指数採用がこれまで進まなかったのはなぜ?

 元々、中国当局にとって、中国A株がMSCI新興国株指数に採用されるのは念願でした。実際にMSCI社が中国A株の指数採用を決めたのは2017年6月で、組み入れ開始は2018年6月からなのですが、それまで2014年から3度の不採用を経験しています。しかも、中国よりも経済規模の小さいパキスタンの方が先に指数に採用されるという経緯があり、この決定がされた日(2016年6月15日)は習近平国家主席の誕生日で、「メンツをつぶされた」格好でもあります。

 中国株市場はすでに東証の時価総額を上回る規模を持ち、海外投資家からも「これだけの規模の市場で運用できないのは、不健全」という声が出ながらも採用を見送られた最大の理由は、中国の資本市場の整備と自由化の遅れです。

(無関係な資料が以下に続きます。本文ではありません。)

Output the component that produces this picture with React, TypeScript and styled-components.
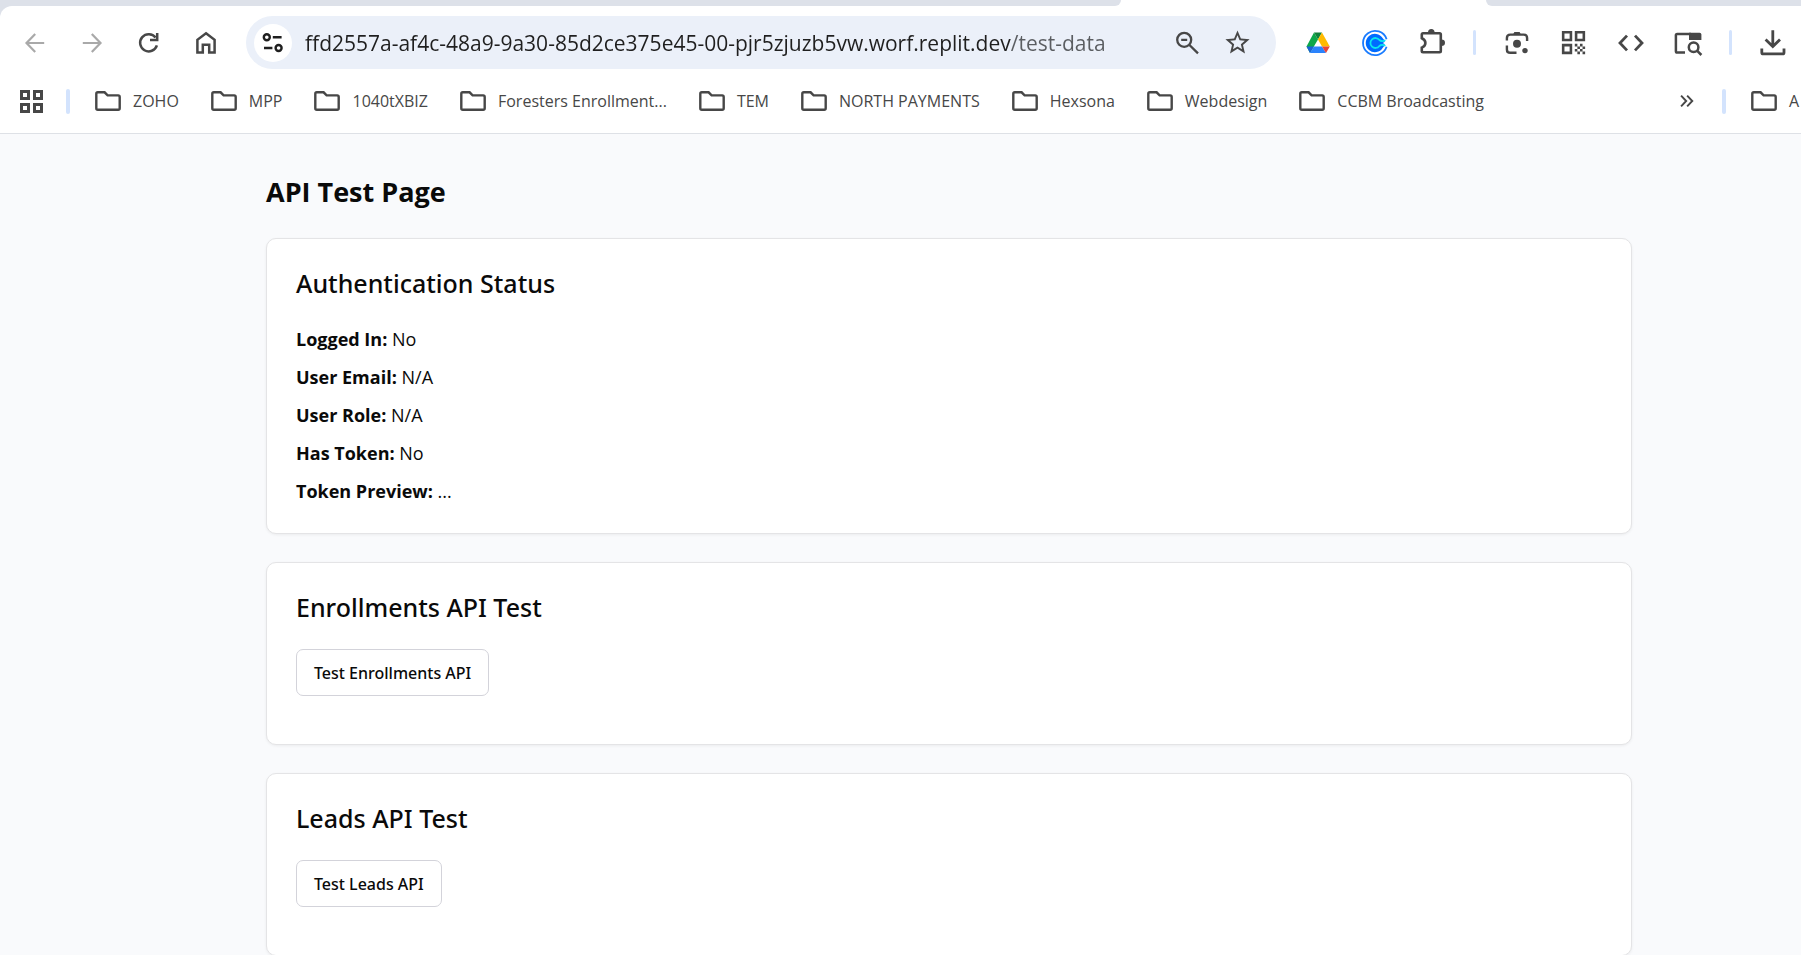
import React from 'react';
import styled, { createGlobalStyle } from 'styled-components';
import { MdQrCode, MdStarBorder } from 'react-icons/md';

const ink = '#474747';
const divider = '#d3e3fd';

const GlobalStyle = createGlobalStyle`
  *, *::before, *::after { box-sizing: border-box; }
  html { background: #f9fafc; }
  body {
    margin: 0;
    min-height: 100vh;
    overflow: hidden;
    color: #0a0a0a;
    background: #f9fafc;
    font-family: "Open Sans", "Noto Sans", sans-serif;
  }
`;

const Browser = styled.header`
  background: #fff;
  border-bottom: 1px solid #dee1e6;
`;

const TabStrip = styled.div`
  display: flex;
  justify-content: space-between;
  height: 6px;
  background: #fff;
`;

const InactiveTabs = styled.div<{ $side: 'left' | 'right' }>`
  width: ${(p) => (p.$side === 'left' ? '1121px' : '315px')};
  height: 6px;
  background: #dde1e9;
  border-radius: ${(p) => (p.$side === 'left' ? '0 0 14px 0' : '0 0 0 14px')};
`;

const ToolbarBack = styled.div`
  background: linear-gradient(#dde1e9 0 20px, #fff 20px);
`;

const Toolbar = styled.div`
  display: flex;
  align-items: center;
  padding: 10px 0 0 6px;
  background: #fff;
  border-top-left-radius: 12px;
`;

const ToolButton = styled.button<{ $dim?: boolean }>`
  display: flex;
  flex: none;
  align-items: center;
  justify-content: center;
  width: 57px;
  height: 48px;
  padding: 0;
  border: 0;
  background: none;
  color: ${(p) => (p.$dim ? '#a9a9a9' : ink)};
`;

const AddressBar = styled.div`
  display: flex;
  flex: 1;
  align-items: center;
  height: 53px;
  margin: 0 13px 0 12px;
  padding: 0 13px 0 8px;
  border-radius: 27px;
  background: #ebf0f9;
`;

const SiteInfo = styled.button`
  display: flex;
  flex: none;
  align-items: center;
  justify-content: center;
  width: 38px;
  height: 38px;
  padding: 0;
  border: 0;
  border-radius: 50%;
  background: #fff;
  color: #1f1f1f;
`;

/* The host is dark and the path after it is grey. */
const UrlInput = styled.input`
  flex: 1;
  min-width: 0;
  height: 40px;
  margin-left: 13px;
  padding: 0;
  border: 0;
  outline: 0;
  color: #1f1f1f;
  font: 400 21px/40px "Open Sans", sans-serif;
  background: linear-gradient(90deg, #1f1f1f 0 706px, #5a5d61 706px);
  -webkit-background-clip: text;
  background-clip: text;
  -webkit-text-fill-color: transparent;
`;

const AddressAction = styled(ToolButton)`
  width: 51px;
`;

const Separator = styled.span<{ $wide?: boolean }>`
  flex: none;
  width: ${(p) => (p.$wide ? '4px' : '3px')};
  height: 25px;
  margin: ${(p) => (p.$wide ? '0 25px 0 23px' : '0 12px 0 13px')};
  border-radius: 2px;
  background: ${divider};
`;

const BookmarksBar = styled.nav`
  display: flex;
  align-items: center;
  height: 64px;
  padding-left: 20px;
  overflow: hidden;
`;

const AppsButton = styled(ToolButton)`
  width: 23px;
`;

const BookmarkList = styled.div`
  display: flex;
  flex: 1;
  gap: 32px;
  min-width: 0;
  overflow: hidden;
`;

const Bookmark = styled.a`
  display: flex;
  flex: none;
  align-items: center;
  gap: 12px;
  color: ${ink};
  font-size: 16px;
  line-height: 24px;
  text-decoration: none;
  white-space: nowrap;
`;

const OverflowButton = styled(ToolButton)`
  width: 24px;
`;

const AllBookmarks = styled.div`
  display: flex;
  align-items: center;
  width: 50px;
  overflow: hidden;
`;

const Page = styled.main`
  padding: 42px 169px 0 266px;
`;

const Title = styled.h1`
  margin: 0 0 30px;
  font-size: 27px;
  font-weight: 700;
  line-height: 32px;
`;

const Cards = styled.div`
  display: flex;
  flex-direction: column;
  gap: 28px;
`;

const Card = styled.section`
  padding: 29px 29px 28px;
  border: 1px solid #e4e4e6;
  border-radius: 10px;
  background: #fff;
  box-shadow: 0 1px 3px rgba(0, 0, 0, 0.06);
`;

const CardTitle = styled.h2`
  margin: 0 0 27px;
  font: 500 25px/30px "Noto Sans", sans-serif;
`;

const StatusList = styled.div`
  display: flex;
  flex-direction: column;
  gap: 10px;
`;

const StatusLine = styled.p`
  margin: 0;
  font-size: 18px;
  line-height: 28px;
`;

const TestButton = styled.button`
  display: block;
  height: 47px;
  margin-bottom: 20px;
  padding: 0 17px;
  border: 1px solid #d3d3da;
  border-radius: 7px;
  background: #fff;
  color: #0a0a0a;
  font: 500 16px/24px "Noto Sans", sans-serif;
`;

type IconProps = { children: React.ReactNode; w?: number };

const Icon = ({ children, w = 2.2 }: IconProps) => (
  <svg width="30" height="30" viewBox="0 0 30 30" fill="none" stroke="currentColor" strokeWidth={w} aria-hidden="true">
    {children}
  </svg>
);

const FolderIcon = () => (
  <svg width="26" height="20" viewBox="0 0 26 20" fill="none" stroke={ink} strokeWidth="2.4" aria-hidden="true">
    <path d="M2.8 1.3H9.6L12.6 4.4H23.2Q24.7 4.4 24.7 5.9V17.2Q24.7 18.7 23.2 18.7H2.8Q1.3 18.7 1.3 17.2V2.8Q1.3 1.3 2.8 1.3Z" />
  </svg>
);

const bookmarks = ['ZOHO', 'MPP', '1040tXBIZ', 'Foresters Enrollment...', 'TEM', 'NORTH PAYMENTS', 'Hexsona', 'Webdesign', 'CCBM Broadcasting'];

const status = [
  ['Logged In:', 'No'],
  ['User Email:', 'N/A'],
  ['User Role:', 'N/A'],
  ['Has Token:', 'No'],
  ['Token Preview:', '...'],
];

const FolderLink = ({ name }: { name: string }) => (
  <Bookmark href="#">
    <FolderIcon />
    {name}
  </Bookmark>
);

export default function App() {
  return (
    <>
      <GlobalStyle />
      <Browser>
        <TabStrip>
          <InactiveTabs $side="left" />
          <InactiveTabs $side="right" />
        </TabStrip>
        <ToolbarBack>
          <Toolbar>
            <ToolButton $dim aria-label="Back">
              <Icon><path d="M24.2 15H7M15.2 6L6.5 15L15.2 24" /></Icon>
            </ToolButton>
            <ToolButton $dim aria-label="Forward">
              <Icon><path d="M5.8 15H23M14.8 6L23.5 15L14.8 24" /></Icon>
            </ToolButton>
            <ToolButton aria-label="Reload">
              <Icon w={2.5}>
                <path d="M22.9 17.4A8.6 8.6 0 1 1 21.6 9.6" />
                <path d="M23.2 5V12H16" />
              </Icon>
            </ToolButton>
            <ToolButton aria-label="Home">
              <Icon w={2.5}><path d="M15 5.3L23.6 11.8V24.4H18.2V16.8H11.8V24.4H6.4V11.8Z" /></Icon>
            </ToolButton>
            <AddressBar>
              <SiteInfo aria-label="View site information">
                <Icon w={2.4}>
                  <circle cx="8.8" cy="9.3" r="3" />
                  <circle cx="20.6" cy="20" r="3" />
                  <path d="M14.8 9.3H23.6M6 20H14.4" />
                </Icon>
              </SiteInfo>
              <UrlInput
                type="text"
                aria-label="Address"
                spellCheck={false}
                defaultValue="ffd2557a-af4c-48a9-9a30-85d2ce375e45-00-pjr5zjuzb5vw.worf.replit.dev/test-data"
              />
              <AddressAction aria-label="Zoom">
                <Icon w={2.3}>
                  <circle cx="12.2" cy="11.8" r="7" />
                  <path d="M17.2 16.8L26 25.4M9.2 11.8H15.2" />
                </Icon>
              </AddressAction>
              <AddressAction aria-label="Bookmark this page">
                <MdStarBorder size={29} />
              </AddressAction>
            </AddressBar>
            <ToolButton aria-label="Google Drive">
              <Icon w={0}>
                <path d="M11 4.5L15 11.5L7 25L3.5 18.5Z" fill="#0da84a" />
                <path d="M11 4.5H19L15 11.5Z" fill="#12813a" />
                <path d="M19 4.5L26.8 18.5H19L15 11.5Z" fill="#ffba00" />
                <path d="M3.5 18.5H11L7 25Z" fill="#1b62d6" />
                <path d="M11 18.5H19L23 25H7Z" fill="#2b83fc" />
                <path d="M19 18.5H26.8L23 25Z" fill="#ea4335" />
              </Icon>
            </ToolButton>
            <ToolButton aria-label="Calendly">
              <Icon w={1.8}>
                <path d="M26.6 11.2A12.1 12.1 0 1 0 26.6 18.8" stroke="#1a7cff" />
                <path d="M22.8 10.2A9.2 9.2 0 1 0 22.8 19.8L24.6 17.6V12.4Z" fill="#006bff" stroke="none" />
                <path d="M25.4 12.2Q21.6 14 19.4 12A5 5 0 1 0 19.4 18Q21.6 16 25.4 17.8" stroke="#0ae8f0" />
                <path d="M22.6 15L28 12.6V17.4Z" fill="#fff" stroke="none" />
              </Icon>
            </ToolButton>
            <ToolButton aria-label="Extensions">
              <Icon w={2.6}>
                <path d="M6 5.3H22.6Q23.8 5.3 23.8 6.5V23.1Q23.8 24.3 22.6 24.3H6Q4.8 24.3 4.8 23.1V19.6Q8.4 18 8.4 14.9T4.8 10.2V6.5Q4.8 5.3 6 5.3Z" />
                <path d="M11 4.6a3.3 3.6 0 0 1 6.6 0ZM24.4 11.4a3.6 3.3 0 0 1 0 6.6Z" fill="currentColor" stroke="none" />
              </Icon>
            </ToolButton>
            <Separator />
            <ToolButton aria-label="Search with Lens">
              <Icon w={2.4}>
                <path d="M4.9 12.6V10Q4.9 6.6 8.3 6.6H21.7Q25.1 6.6 25.1 10V13M4.9 17.6V21.4Q4.9 24.8 8.3 24.8H14.5" />
                <path d="M11 6.4L12.4 4H17.6L19 6.4Z" fill="currentColor" stroke="none" />
                <circle cx="15" cy="15.8" r="4" fill="currentColor" stroke="none" />
                <circle cx="23" cy="22.6" r="2.7" fill="currentColor" stroke="none" />
              </Icon>
            </ToolButton>
            <ToolButton aria-label="Create QR code">
              <MdQrCode size={31} />
            </ToolButton>
            <ToolButton aria-label="Developer tools">
              <Icon w={2.8}><path d="M11 7.6L4 15L11 22.4M19 7.6L26 15L19 22.4" /></Icon>
            </ToolButton>
            <ToolButton aria-label="Search tabs">
              <Icon w={2.5}>
                <path d="M12 24.6H4.2Q2.9 24.6 2.9 23.3V7.2Q2.9 5.9 4.2 5.9H18" />
                <path d="M16 4.7H26.6Q28.4 4.7 28.4 6.5V12H16Z" fill="currentColor" stroke="none" />
                <circle cx="20.6" cy="19.2" r="4.8" />
                <path d="M24 22.6L28.4 27" />
              </Icon>
            </ToolButton>
            <Separator />
            <ToolButton aria-label="Downloads">
              <Icon w={2.8}>
                <path d="M14.8 2.3V18M7.6 11.6L14.8 18.6L22 11.6M3.8 20.6V24.4Q3.8 25.9 5.3 25.9H24.5Q26 25.9 26 24.4V20.6" />
              </Icon>
            </ToolButton>
          </Toolbar>
        </ToolbarBack>
        <BookmarksBar aria-label="Bookmarks">
          <AppsButton aria-label="Apps">
            <svg width="23" height="23" viewBox="0 0 23 23" fill="none" stroke={ink} strokeWidth="3" aria-hidden="true">
              <path d="M1.5 1.5h7v7h-7zM14.5 1.5h7v7h-7zM1.5 14.5h7v7h-7zM14.5 14.5h7v7h-7z" />
            </svg>
          </AppsButton>
          <Separator $wide />
          <BookmarkList>
            {bookmarks.map((name) => (
              <FolderLink key={name} name={name} />
            ))}
          </BookmarkList>
          <OverflowButton aria-label="More bookmarks">
            <Icon w={2.4}><path d="M7.6 8.2L14 15L7.6 21.8M15.2 8.2L21.6 15L15.2 21.8" /></Icon>
          </OverflowButton>
          <Separator $wide />
          <AllBookmarks>
            <FolderLink name="A" />
          </AllBookmarks>
        </BookmarksBar>
      </Browser>
      <Page>
        <Title>API Test Page</Title>
        <Cards>
          <Card>
            <CardTitle>Authentication Status</CardTitle>
            <StatusList>
              {status.map(([label, value]) => (
                <StatusLine key={label}>
                  <strong>{label}</strong> {value}
                </StatusLine>
              ))}
            </StatusList>
          </Card>
          <Card>
            <CardTitle>Enrollments API Test</CardTitle>
            <TestButton>Test Enrollments API</TestButton>
          </Card>
          <Card>
            <CardTitle>Leads API Test</CardTitle>
            <TestButton>Test Leads API</TestButton>
          </Card>
        </Cards>
      </Page>
    </>
  );
}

その主な問題点として、(1)投資規制、(2)取引上のルール、(3)当局による市場介入、(4)上場企業のガバナンスなどが挙げられます。

 実際に、海外投資家が中国株を取引するにあたり、「取引額が制限」「上場企業の判断で株式売買を停止」「いわゆる『チャイナ・ショック」時に空売りを行った投資家が拘束」「上場企業の定款に中国共産党の介入を容認する旨を明記」といった事例が、一部で改善が見られてはいるものの、現在も残っています。

 そのため、2017年の採用決定の際には、対象銘柄数を減らして大型株に限定し、組み入れ比率も大幅に低くするといった具合に、当初の採用案と比べるとかなり「ハードル」を下げられています。まずは、十分な流動性を確保できる銘柄を先行して採用し、その後は市場整備と自由化の進展状況に合わせて拡大して行くといった条件になっています。

採用拡大は中国株底上げの材料。課題は政府の改革スピード

 したがって、今回行われている中国A株の指数組み入れ拡大は、中国当局による一定の努力が認められた結果と言えます。ただし、あくまでも下げられたハードルが当初の採用案に少し近づいたに過ぎず、今回拡大されるのは、本来の組み入れ比率に対してまだ2割の規模です。

 良くも悪くも、今後の中国当局の取り組み次第になりますが、さらに改革を進めて中国市場に対する信頼を高めていければ、組み入れ枠が拡大されて、より多くの資金を海外から呼び寄せることができ、中国株市場の株価底上げにもつながって行きます。

 ただし、この分野における中国の改革のスピードは遅い傾向があります。2016年にIMF(国際通貨基金)が人民元をSDR(特別引き出し権)の構成通貨に加えましたが、その時も中国は「人民元を国際通貨としての地位を確立するために引き続き自由化を進める」という姿勢を示していたものの、現時点で目立った成果は挙げられていません。

「やります!」という姿勢を見せつつも、スピード感をもって実行しないという中国の一面は米中摩擦にも表れています。最近になって米国が中国に対してここまで圧力を強めたのは、合意が間近という見方が強まる中で、いきなり合意文案の内容を3割も削ってきた中国側の対応の変化が発端になっています。その削った部分には、合意内容の遵守と違反した際の法的拘束力について触れている内容があります。

 この内容が「不平等条約」にあたるという中国側の言い分もありますが、米国側が中国に対して「約束しておきながらやらない」という実行力に不安があるからこそ、この削られた部分にこだわっていると考えることもできます。

 よって、米中関係の進展も、中国株市場のさらなる株価上昇についても、共通してカギを握っているのは、中国当局の取り組み姿勢と実行力になると言えそうです。